O discurso de Puigdemont estava marcado para as 18.00 (17.00 em Lisboa), mas acabaria por ser adiado uma hora precisamente devido às divergências da CUP em relação à mensagem. Quando o presidente da Generalitat acabou de discursar, os dez deputados da formação independentista radical não aplaudiram. No Twitter, a juventude a CUP foi ainda mais longe: "Devíamos ter proclamado a independência. O mandato popular do 1 de outubro era claro e continua a ser", escreveu a Arran numa mensagem. "Estamos a testemunhar uma traição inadmissível", indicaram, falando de "raiva e indignação" nas ruas.

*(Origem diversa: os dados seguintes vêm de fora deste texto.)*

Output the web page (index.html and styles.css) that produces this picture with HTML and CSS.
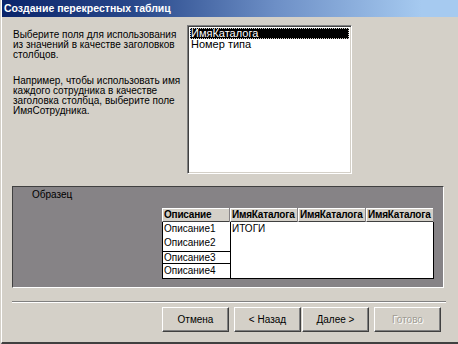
FILE: index.html
```html
<!DOCTYPE html>
<html lang="ru">
<head>
    <meta charset="UTF-8">
    <title>Создание перекрестных таблиц</title>
    <link rel="stylesheet" href="styles.css">
</head>
<body>

<div class="window">
    <div class="titlebar">Создание перекрестных таблиц</div>

    <div class="top">
        <div class="intro">
            <p>Выберите поля для использования<br>из значений в качестве заголовков<br>столбцов.</p>
            <p>Например, чтобы использовать имя<br>каждого сотрудника в качестве<br>заголовка столбца, выберите поле<br>ИмяСотрудника.</p>
        </div>
        <div class="listbox">
            <div class="item selected">ИмяКаталога</div>
            <div class="item">Номер типа</div>
        </div>
    </div>

    <div class="sample">
        <div class="sample-label">Образец</div>
        <div class="grid">
            <div class="grid-head">
                <div class="head-cell">Описание</div>
                <div class="head-cell">ИмяКаталога</div>
                <div class="head-cell">ИмяКаталога</div>
                <div class="head-cell">ИмяКаталога</div>
            </div>
            <div class="grid-body">
                <div class="row-col">
                    <div class="row r1">Описание1</div>
                    <div class="row r2">Описание2</div>
                    <div class="row r3">Описание3</div>
                    <div class="row r4">Описание4</div>
                </div>
                <div class="values">ИТОГИ</div>
            </div>
        </div>
    </div>

    <div class="separator"></div>

    <div class="buttons">
        <button class="btn">Отмена</button>
        <button class="btn">&lt; Назад</button>
        <button class="btn next">Далее &gt;</button>
        <button class="btn" disabled>Готово</button>
    </div>
</div>

</body>
</html>
```

FILE: styles.css
```css
body {
    margin: 0;
    padding: 0;
    background-color: #d4d0c8;
    font-family: "Liberation Sans", Arial, sans-serif;
    font-size: 10px;
    color: #000;
}
.window {
    width: 456px;
    height: 342px;
    margin-left: 1px;
    border-left: 1px solid #fff;
    border-bottom: 2px solid #404040;
    background-color: #d4d0c8;
    overflow: hidden;
}
.titlebar {
    height: 17px;
    line-height: 17px;
    padding-left: 2px;
    background: linear-gradient(to right, #0a246a 0%, #2a4a8c 30%, #6d8fc6 60%, #a6caf0 92%);
    color: #fff;
    font-weight: bold;
    font-size: 10.5px;
}
.top {
    display: flex;
    padding: 8px 0 0 11px;
}
.intro {
    width: 174px;
    padding-top: 5px;
    line-height: 10px;
    white-space: nowrap;
}
.intro p {
    margin: 0 0 16px 0;
}
.listbox {
    width: 161px;
    height: 145px;
    background-color: #fff;
    border-top: 1px solid #808080;
    border-left: 1px solid #808080;
    border-right: 1px solid #fff;
    border-bottom: 1px solid #fff;
    box-shadow: inset 1px 1px 0 #404040, inset -1px -1px 0 #d4d0c8;
    padding: 2px 0 0 2px;
    font-size: 11px;
}
.item {
    height: 11px;
    line-height: 11px;
    padding-left: 1px;
    margin-right: 2px;
    white-space: nowrap;
}
.item.selected {
    background-color: #000;
    color: #fff;
    outline: 1px dotted #d4d0c8;
    outline-offset: -1px;
}
.sample {
    width: 430px;
    height: 100px;
    margin: 12px 0 0 10px;
    background-color: #868386;
    border-top: 1px solid #404040;
    border-left: 1px solid #404040;
    border-right: 1px solid #fff;
    border-bottom: 1px solid #fff;
}
.sample-label {
    padding: 3px 0 0 19px;
    line-height: 10px;
}
.grid {
    margin: 8px 0 0 149px;
    width: 272px;
}
.grid-head {
    display: flex;
}
.head-cell {
    width: 65px;
    height: 12px;
    line-height: 12px;
    padding-left: 1px;
    margin-right: 1px;
    background-color: #d4d0c8;
    border-top: 1px solid #fff;
    border-left: 1px solid #fff;
    border-bottom: 1px solid #404040;
    font-weight: bold;
    letter-spacing: -0.2px;
    white-space: nowrap;
    overflow: hidden;
}
.grid-body {
    display: flex;
    height: 56px;
    background-color: #fff;
    border: 1px solid #000;
    border-top: none;
}
.row-col {
    width: 67px;
    border-right: 1px solid #000;
}
.row {
    padding-left: 1px;
    white-space: nowrap;
}
.r1 {
    height: 14px;
    line-height: 14px;
}
.r2 {
    height: 15px;
    line-height: 14px;
}
.r3 {
    height: 11px;
    line-height: 11px;
    border-top: 1px solid #000;
}
.r4 {
    height: 13px;
    line-height: 13px;
    border-top: 1px solid #000;
}
.values {
    flex: 1;
    padding: 2px 0 0 1px;
    line-height: 10px;
}
.separator {
    width: 434px;
    margin: 13px 0 0 10px;
    border-top: 1px solid #808080;
    border-bottom: 1px solid #fff;
}
.buttons {
    display: flex;
    padding: 4px 0 0 160px;
}
.btn {
    width: 67px;
    height: 25px;
    margin: 0 0 0 5px;
    padding: 0;
    background-color: #d4d0c8;
    border-top: 1px solid #fff;
    border-left: 1px solid #fff;
    border-right: 1px solid #404040;
    border-bottom: 1px solid #404040;
    box-shadow: inset -1px -1px 0 #808080;
    font-family: "Liberation Sans", Arial, sans-serif;
    font-size: 10px;
    color: #000;
}
.btn:first-child {
    margin-left: 0;
}
.btn.next {
    margin-left: 1px;
}
.btn:disabled {
    color: #a09c94;
    text-shadow: 1px 1px 0 #fff;
}
```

A ideia de suspender a declaração de independência não é nova: em 1990 a Eslovénia fê-lo com o objetivo de negociar um referendo acordado com Belgrado (capital da ex-Jugoslávia) e ganhar tempo até que surgirem os reconhecimentos internacionais. Da parte da Catalunha, contudo, não tem havido qualquer apoio internacional, com vários países a pronunciarem-se por uma Espanha "unida".
No Parlamento catalão, os partidos foram tomando posições. A líder da oposição, Inés Arrimadas, do Ciudadanos, falou de uma "declaração de independência em diferido, suspensa ou a prazos" para acusar Puigdemont de dar "um golpe à democracia". Já o líder dos socialistas catalães, Miquel Iceta, afirmou que "não se pode suspender uma declaração que não foi feita". O responsável do Partido Popular catalão, Xavier García Albiol, questionou que tipo de diálogo quer Puigdemont, explicando que este não pode ser sobre o quando ou o como da independência . Para o Podemos, contudo, não houve qualquer declaração unilateral. A partir de Madrid, Pablo Iglesias agradeceu a Puigdemont ter "atuado com sensatez" e apelou ao diálogo, pedindo ao governo espanhol que não aplique o artigo 155.º.